Actions not covered by fees include review of confirmatory data submitted in support of an already-issued registration, label amendments involving an advisory statement, certain emergency exemption requests, and minor formulation amendments that meet specific guidelines. 

Small business discount

A reduction of 50 percent or 75 percent of a prescribed fee can be granted for a qualified small business.  Fees may be reduced or exempted for minor uses.   Twenty-five percent of the fee is nonrefundable once an application is submitted even if it is rejected or withdrawn by the applicant.  If any fee is unpaid 30 days after it is due, it is treated as a claim of the U.S. government.  The statutes direct the EPA to reject any application submitted without the required registration service fee. 

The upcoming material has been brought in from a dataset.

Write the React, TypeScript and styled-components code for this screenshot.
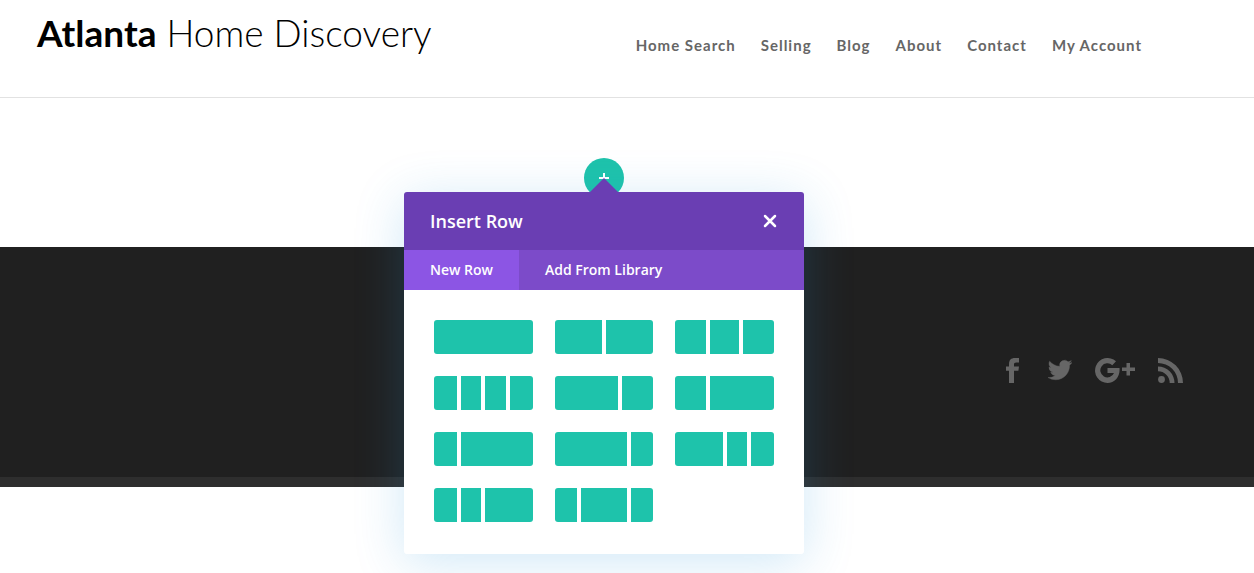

The PRIA 3 time frame–the period of time in which the EPA must make a determination–begins 21 days after receipt of the application and fee.  Each PRIA 3 fee category has an associated period of time in which the Agency must make a determination.  A case-specific due date may be negotiated by the applicant and the Agency, generally as a result of data deficiencies identified during EPA’s in-depth review of the application.

Maintenance fees, too

Federal law also authorizes annual pesticide registration maintenance fees.  The amount of this fee varies from year to year depending on the authorizing legislation. The 2012 maintenance fee was $3,250 per product, up to preset limits determined by legislation. 

There are procedures for requesting a fee waiver for individual products, but maintenance fees will be reduced by 25 percent for the first registration only provided certain conditions are met.  There also are maintenance fee waivers for products that meet certain narrow criteria in two categories: minor agricultural use products and public health pesticides. 

All the above and much more is discussed in detail in EPA’s Pesticide Registration Manual(Blue Book). An update of Chapter 5 of the Blue Book, which covers registration fees, was published in September 2012.